> **DATA EXTRACT**
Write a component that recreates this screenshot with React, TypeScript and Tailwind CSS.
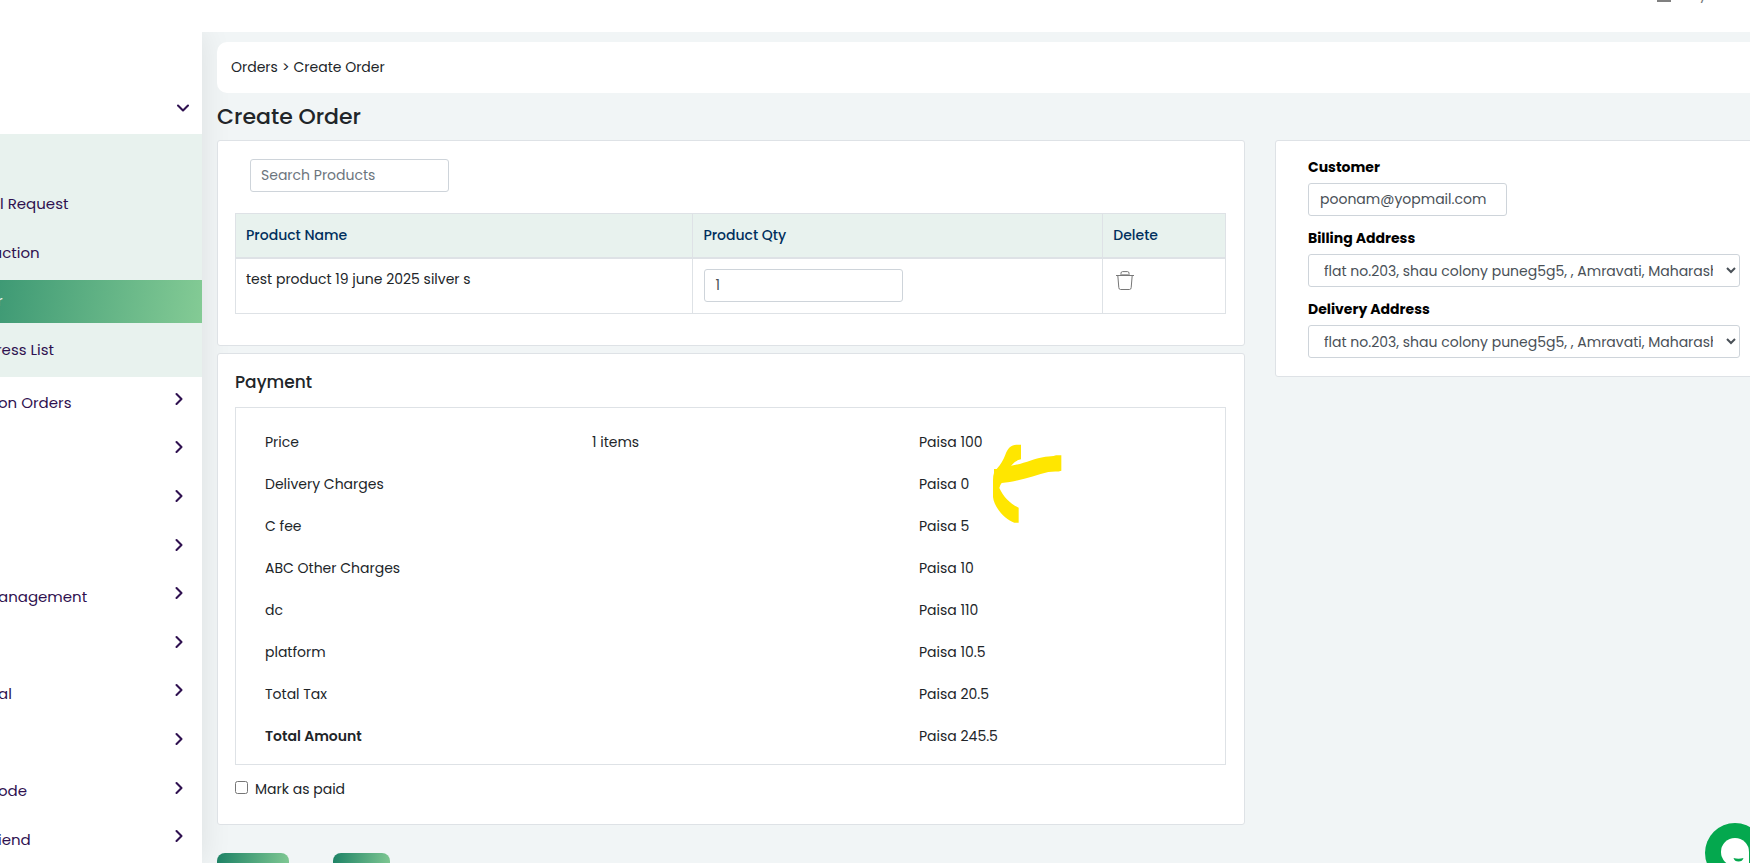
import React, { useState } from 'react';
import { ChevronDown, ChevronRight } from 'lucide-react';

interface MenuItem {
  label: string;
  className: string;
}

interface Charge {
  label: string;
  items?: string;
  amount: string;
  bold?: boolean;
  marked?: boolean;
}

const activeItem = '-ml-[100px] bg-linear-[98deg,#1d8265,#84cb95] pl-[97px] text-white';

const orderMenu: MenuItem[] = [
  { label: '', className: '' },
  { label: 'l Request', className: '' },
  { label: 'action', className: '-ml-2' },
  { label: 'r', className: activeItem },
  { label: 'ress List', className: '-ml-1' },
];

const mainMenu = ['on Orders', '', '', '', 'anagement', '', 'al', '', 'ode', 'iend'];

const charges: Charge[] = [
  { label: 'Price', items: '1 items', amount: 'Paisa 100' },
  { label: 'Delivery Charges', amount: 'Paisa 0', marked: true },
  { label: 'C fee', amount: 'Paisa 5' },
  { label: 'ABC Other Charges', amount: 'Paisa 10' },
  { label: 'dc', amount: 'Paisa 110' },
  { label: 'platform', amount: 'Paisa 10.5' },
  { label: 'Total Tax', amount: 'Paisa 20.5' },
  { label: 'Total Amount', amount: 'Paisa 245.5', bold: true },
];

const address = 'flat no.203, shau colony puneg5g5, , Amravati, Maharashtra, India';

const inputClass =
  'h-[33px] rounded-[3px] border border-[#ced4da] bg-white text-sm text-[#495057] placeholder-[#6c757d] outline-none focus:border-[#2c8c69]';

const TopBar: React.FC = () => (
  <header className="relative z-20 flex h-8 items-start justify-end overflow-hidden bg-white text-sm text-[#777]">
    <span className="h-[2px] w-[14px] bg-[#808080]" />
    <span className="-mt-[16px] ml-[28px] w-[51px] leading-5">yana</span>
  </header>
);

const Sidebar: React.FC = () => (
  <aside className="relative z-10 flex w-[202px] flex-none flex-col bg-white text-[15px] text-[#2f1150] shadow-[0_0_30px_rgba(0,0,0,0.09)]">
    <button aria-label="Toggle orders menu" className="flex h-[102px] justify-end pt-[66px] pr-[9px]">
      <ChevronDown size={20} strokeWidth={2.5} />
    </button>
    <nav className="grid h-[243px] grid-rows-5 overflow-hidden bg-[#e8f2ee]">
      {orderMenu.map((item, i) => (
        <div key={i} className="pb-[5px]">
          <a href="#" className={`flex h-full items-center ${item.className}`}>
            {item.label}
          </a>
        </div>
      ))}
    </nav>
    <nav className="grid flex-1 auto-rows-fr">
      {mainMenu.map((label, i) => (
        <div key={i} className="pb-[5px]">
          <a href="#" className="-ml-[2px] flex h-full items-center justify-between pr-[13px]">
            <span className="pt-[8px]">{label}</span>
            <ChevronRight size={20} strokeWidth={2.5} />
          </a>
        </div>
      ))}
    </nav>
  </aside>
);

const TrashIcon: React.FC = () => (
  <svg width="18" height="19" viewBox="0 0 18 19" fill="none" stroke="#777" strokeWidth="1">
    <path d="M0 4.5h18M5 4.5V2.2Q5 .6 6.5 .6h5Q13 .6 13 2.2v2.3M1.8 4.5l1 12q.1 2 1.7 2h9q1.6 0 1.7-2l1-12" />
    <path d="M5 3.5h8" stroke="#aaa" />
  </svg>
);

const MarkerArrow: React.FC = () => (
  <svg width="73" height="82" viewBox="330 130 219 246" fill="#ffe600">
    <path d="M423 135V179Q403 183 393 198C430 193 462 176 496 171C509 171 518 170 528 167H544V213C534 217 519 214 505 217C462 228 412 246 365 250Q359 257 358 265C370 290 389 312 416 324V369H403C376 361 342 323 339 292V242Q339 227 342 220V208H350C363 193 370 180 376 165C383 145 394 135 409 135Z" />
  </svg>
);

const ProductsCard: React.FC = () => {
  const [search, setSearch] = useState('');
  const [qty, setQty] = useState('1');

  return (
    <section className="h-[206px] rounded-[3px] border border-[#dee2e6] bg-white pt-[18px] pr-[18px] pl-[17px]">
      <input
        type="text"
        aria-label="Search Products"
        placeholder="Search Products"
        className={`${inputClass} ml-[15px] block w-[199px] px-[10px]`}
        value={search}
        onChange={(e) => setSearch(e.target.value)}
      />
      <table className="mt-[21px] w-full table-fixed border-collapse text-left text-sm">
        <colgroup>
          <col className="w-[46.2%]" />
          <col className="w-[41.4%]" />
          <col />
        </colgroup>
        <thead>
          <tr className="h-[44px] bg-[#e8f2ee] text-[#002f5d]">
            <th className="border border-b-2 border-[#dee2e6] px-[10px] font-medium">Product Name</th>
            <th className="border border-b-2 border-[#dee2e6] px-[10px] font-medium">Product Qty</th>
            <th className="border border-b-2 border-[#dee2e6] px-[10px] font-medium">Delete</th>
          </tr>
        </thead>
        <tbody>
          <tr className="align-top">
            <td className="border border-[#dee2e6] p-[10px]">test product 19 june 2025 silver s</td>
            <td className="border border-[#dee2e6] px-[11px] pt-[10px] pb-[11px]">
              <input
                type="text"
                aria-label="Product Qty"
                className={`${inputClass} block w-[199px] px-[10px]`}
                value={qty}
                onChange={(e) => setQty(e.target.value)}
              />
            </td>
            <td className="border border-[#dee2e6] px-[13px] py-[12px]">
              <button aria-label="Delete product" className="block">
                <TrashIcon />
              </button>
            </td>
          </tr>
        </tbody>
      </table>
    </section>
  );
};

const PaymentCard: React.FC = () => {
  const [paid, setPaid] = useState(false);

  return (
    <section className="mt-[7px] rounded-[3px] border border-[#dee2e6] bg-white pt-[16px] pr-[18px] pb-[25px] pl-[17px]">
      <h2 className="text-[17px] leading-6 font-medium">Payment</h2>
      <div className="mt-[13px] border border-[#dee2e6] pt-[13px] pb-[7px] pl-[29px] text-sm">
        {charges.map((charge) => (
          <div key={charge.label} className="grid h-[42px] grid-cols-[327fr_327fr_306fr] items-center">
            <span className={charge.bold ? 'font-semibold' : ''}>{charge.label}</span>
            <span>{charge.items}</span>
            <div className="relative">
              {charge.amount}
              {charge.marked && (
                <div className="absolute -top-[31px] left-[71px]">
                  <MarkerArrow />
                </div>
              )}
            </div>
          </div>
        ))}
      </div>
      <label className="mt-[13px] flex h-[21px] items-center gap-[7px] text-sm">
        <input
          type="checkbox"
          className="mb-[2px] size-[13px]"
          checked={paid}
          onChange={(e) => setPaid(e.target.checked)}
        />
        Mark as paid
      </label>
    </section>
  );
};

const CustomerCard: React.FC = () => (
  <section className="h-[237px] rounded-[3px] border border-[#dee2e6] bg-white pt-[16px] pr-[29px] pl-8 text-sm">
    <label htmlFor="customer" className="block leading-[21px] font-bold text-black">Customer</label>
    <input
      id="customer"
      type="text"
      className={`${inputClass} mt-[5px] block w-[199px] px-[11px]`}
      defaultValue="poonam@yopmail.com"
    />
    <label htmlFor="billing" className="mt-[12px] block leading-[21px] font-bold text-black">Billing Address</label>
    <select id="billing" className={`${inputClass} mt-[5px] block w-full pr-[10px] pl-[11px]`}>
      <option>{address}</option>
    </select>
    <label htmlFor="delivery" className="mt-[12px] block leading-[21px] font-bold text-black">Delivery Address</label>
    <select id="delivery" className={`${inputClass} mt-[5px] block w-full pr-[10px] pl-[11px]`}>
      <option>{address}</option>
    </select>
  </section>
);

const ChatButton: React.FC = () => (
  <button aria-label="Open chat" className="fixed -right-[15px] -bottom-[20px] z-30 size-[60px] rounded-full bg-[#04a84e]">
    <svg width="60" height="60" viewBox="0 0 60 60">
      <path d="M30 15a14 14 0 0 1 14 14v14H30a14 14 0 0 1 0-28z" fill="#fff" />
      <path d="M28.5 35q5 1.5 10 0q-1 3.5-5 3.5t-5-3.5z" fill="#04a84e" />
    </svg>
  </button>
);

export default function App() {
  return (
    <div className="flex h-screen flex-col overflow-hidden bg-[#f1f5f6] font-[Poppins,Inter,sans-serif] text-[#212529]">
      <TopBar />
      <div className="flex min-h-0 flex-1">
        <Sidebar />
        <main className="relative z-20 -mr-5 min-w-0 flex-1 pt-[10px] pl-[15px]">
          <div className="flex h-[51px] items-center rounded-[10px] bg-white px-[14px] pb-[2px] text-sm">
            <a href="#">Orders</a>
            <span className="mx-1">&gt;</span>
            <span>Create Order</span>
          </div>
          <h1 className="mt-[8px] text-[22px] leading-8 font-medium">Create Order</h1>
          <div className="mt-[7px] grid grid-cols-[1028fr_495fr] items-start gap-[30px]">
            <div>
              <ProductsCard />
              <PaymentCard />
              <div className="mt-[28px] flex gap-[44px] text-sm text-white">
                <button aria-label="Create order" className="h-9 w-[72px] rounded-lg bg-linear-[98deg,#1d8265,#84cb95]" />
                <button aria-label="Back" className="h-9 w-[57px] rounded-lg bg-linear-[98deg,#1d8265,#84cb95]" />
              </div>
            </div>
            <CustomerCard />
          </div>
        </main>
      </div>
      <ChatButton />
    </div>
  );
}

> **WHAT TO PRODUCE**
Pictures are excluded: retype only the lines from the beginning of the listing above through the line with "const activeItem = '-ml-[100px]", both included.

> **EXERCISE SOLUTION**
Write a component that recreates this screenshot with React, TypeScript and Tailwind CSS.
import React, { useState } from 'react';
import { ChevronDown, ChevronRight } from 'lucide-react';

interface MenuItem {
  label: string;
  className: string;
}

interface Charge {
  label: string;
  items?: string;
  amount: string;
  bold?: boolean;
  marked?: boolean;
}

const activeItem = '-ml-[100px] bg-linear-[98deg,#1d8265,#84cb95] pl-[97px] text-white';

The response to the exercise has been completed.